--- START OF Supplied information ---

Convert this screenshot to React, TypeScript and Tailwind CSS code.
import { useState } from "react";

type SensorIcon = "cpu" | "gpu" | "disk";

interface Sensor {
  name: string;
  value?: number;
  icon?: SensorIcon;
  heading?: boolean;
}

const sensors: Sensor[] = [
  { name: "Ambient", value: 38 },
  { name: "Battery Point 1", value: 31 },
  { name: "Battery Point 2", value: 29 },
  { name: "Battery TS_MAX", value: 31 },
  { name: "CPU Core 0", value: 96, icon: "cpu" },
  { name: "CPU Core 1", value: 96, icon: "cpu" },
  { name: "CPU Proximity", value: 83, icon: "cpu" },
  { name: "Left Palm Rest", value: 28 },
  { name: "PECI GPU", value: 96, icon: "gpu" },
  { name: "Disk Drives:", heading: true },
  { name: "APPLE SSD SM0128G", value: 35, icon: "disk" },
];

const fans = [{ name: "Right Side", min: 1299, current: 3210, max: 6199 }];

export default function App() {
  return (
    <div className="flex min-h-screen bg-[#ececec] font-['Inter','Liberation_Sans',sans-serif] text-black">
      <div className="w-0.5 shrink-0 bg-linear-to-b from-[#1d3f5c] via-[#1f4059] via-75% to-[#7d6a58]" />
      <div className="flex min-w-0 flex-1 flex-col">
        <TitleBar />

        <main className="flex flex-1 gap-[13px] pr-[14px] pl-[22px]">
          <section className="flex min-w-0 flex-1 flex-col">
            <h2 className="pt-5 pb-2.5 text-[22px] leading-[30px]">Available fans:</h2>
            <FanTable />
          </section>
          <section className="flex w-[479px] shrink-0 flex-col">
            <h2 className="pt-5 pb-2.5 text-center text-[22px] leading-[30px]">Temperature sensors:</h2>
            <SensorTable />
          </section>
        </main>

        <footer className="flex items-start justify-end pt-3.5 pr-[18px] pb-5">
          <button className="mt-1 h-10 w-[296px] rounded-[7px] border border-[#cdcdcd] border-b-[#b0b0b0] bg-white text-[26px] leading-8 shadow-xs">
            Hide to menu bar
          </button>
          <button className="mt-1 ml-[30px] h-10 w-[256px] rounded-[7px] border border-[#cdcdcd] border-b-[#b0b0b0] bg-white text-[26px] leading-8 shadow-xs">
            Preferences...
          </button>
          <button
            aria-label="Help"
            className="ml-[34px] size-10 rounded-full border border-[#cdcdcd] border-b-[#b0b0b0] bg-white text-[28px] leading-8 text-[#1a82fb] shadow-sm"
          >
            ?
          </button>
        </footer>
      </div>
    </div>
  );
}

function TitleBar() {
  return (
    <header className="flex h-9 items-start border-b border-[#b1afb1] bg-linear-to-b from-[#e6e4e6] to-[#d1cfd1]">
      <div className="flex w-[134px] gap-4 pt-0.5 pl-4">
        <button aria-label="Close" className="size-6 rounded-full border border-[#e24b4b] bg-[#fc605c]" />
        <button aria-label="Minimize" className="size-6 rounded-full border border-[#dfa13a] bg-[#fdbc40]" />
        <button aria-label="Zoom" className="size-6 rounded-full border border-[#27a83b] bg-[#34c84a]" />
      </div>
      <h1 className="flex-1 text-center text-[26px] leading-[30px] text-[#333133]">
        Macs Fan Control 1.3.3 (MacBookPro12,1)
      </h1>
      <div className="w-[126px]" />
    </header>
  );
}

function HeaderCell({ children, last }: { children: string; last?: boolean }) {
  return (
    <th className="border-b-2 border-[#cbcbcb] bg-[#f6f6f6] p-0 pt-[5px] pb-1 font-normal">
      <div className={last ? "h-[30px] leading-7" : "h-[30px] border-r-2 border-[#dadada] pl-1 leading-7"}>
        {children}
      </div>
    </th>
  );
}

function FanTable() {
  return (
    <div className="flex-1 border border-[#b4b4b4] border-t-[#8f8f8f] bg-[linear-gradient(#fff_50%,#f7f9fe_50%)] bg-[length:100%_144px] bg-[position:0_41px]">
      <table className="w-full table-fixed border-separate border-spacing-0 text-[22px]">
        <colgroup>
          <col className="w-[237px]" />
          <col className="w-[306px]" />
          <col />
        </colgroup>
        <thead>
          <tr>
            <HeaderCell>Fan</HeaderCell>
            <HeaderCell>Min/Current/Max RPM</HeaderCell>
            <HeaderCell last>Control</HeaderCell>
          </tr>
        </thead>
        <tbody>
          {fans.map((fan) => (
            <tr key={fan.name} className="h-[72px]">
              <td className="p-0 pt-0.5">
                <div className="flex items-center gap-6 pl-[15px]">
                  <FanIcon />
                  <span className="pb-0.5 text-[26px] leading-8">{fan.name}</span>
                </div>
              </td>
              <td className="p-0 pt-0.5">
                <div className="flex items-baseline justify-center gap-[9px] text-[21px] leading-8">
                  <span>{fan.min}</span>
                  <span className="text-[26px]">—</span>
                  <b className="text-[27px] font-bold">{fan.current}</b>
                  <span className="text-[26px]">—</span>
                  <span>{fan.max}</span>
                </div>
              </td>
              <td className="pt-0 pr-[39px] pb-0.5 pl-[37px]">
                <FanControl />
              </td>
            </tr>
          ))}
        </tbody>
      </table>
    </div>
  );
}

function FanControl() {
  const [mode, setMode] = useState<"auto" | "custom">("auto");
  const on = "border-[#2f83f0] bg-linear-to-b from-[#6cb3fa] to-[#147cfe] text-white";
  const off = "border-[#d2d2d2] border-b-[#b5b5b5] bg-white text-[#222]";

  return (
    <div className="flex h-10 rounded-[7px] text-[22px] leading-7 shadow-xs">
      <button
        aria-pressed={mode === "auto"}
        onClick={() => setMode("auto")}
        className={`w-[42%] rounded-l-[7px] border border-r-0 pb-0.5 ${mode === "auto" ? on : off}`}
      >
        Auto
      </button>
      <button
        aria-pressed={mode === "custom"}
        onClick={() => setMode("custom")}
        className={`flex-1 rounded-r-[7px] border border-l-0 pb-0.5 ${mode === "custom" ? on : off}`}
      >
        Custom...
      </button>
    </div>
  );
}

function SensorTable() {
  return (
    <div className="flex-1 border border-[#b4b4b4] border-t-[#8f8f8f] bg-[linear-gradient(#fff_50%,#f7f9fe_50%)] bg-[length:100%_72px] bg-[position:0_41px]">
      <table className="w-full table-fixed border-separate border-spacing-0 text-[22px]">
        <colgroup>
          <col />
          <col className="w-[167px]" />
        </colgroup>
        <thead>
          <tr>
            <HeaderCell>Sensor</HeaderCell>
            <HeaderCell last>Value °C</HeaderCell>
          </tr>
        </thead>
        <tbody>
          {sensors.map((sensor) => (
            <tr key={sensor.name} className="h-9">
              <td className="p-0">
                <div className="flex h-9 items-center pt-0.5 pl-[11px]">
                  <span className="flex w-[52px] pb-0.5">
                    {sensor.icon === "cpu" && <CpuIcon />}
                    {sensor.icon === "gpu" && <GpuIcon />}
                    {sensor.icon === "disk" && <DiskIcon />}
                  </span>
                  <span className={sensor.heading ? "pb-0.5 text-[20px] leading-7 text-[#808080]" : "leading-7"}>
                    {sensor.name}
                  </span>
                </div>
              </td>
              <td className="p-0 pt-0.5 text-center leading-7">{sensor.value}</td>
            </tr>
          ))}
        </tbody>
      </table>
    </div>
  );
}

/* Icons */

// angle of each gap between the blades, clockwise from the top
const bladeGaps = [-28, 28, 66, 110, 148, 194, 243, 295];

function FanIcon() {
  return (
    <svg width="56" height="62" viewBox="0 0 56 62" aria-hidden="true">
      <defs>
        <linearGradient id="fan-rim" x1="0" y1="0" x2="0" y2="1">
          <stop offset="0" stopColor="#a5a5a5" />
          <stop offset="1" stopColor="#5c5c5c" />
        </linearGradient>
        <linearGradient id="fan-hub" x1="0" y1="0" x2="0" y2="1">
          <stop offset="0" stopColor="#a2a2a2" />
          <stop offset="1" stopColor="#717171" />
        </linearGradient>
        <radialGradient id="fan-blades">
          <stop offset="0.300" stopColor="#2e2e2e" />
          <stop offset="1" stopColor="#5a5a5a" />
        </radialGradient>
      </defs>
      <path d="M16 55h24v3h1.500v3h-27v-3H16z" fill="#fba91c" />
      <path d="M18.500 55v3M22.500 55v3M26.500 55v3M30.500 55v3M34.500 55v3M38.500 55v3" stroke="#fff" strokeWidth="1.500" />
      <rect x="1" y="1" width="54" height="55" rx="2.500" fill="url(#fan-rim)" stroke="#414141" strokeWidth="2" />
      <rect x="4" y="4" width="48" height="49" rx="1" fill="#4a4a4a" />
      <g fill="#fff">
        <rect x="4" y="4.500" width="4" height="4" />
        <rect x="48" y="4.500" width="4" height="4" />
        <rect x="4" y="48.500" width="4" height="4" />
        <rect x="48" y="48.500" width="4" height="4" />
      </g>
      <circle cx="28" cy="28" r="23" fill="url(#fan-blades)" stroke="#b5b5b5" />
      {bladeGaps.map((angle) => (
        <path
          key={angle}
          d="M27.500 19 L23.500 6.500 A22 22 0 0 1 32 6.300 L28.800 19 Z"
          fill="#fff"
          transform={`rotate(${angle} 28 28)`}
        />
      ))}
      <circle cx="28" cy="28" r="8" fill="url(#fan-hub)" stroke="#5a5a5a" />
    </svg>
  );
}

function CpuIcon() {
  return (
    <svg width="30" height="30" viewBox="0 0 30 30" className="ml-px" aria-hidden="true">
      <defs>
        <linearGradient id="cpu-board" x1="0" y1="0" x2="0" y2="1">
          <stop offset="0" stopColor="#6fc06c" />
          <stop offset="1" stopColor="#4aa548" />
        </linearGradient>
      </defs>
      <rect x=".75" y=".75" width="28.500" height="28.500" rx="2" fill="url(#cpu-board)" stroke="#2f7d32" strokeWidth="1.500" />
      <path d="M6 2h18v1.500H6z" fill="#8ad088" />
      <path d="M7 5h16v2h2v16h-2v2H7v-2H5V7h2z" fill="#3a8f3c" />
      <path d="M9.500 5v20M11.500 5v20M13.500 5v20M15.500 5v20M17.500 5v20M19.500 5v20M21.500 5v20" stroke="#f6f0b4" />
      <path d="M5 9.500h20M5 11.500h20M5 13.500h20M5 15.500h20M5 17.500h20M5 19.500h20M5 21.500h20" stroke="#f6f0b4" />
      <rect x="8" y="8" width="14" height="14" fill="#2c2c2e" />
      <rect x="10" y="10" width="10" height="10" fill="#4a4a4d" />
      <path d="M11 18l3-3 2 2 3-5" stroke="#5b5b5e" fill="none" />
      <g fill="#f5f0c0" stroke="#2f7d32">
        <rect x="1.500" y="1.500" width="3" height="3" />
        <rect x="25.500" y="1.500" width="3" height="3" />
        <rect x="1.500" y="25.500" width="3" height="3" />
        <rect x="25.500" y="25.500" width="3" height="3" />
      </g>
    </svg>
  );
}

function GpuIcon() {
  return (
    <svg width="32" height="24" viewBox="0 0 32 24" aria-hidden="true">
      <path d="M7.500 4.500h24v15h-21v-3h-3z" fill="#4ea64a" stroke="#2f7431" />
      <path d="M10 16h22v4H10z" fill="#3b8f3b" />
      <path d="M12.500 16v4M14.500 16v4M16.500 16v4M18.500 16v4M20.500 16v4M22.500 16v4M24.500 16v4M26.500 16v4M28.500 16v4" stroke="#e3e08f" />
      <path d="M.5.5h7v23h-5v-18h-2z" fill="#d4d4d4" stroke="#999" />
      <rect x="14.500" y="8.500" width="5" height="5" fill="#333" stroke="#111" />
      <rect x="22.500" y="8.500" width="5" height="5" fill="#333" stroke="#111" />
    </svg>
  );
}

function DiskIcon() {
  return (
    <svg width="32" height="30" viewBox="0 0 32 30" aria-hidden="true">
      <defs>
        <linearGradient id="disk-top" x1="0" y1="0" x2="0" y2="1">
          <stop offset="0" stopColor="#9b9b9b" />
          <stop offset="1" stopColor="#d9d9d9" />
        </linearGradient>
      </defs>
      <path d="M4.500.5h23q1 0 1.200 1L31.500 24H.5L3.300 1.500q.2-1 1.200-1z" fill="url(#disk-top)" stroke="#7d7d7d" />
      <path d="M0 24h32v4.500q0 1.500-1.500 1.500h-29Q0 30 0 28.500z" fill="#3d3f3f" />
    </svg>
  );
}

--- END OF Supplied information ---

What to produce
Everything from the first line above through the line that contains "3210, max: 6199" should be duplicated exactly, please, and nothing beyond it.

The solution
Convert this screenshot to React, TypeScript and Tailwind CSS code.
import { useState } from "react";

type SensorIcon = "cpu" | "gpu" | "disk";

interface Sensor {
  name: string;
  value?: number;
  icon?: SensorIcon;
  heading?: boolean;
}

const sensors: Sensor[] = [
  { name: "Ambient", value: 38 },
  { name: "Battery Point 1", value: 31 },
  { name: "Battery Point 2", value: 29 },
  { name: "Battery TS_MAX", value: 31 },
  { name: "CPU Core 0", value: 96, icon: "cpu" },
  { name: "CPU Core 1", value: 96, icon: "cpu" },
  { name: "CPU Proximity", value: 83, icon: "cpu" },
  { name: "Left Palm Rest", value: 28 },
  { name: "PECI GPU", value: 96, icon: "gpu" },
  { name: "Disk Drives:", heading: true },
  { name: "APPLE SSD SM0128G", value: 35, icon: "disk" },
];

const fans = [{ name: "Right Side", min: 1299, current: 3210, max: 6199 }];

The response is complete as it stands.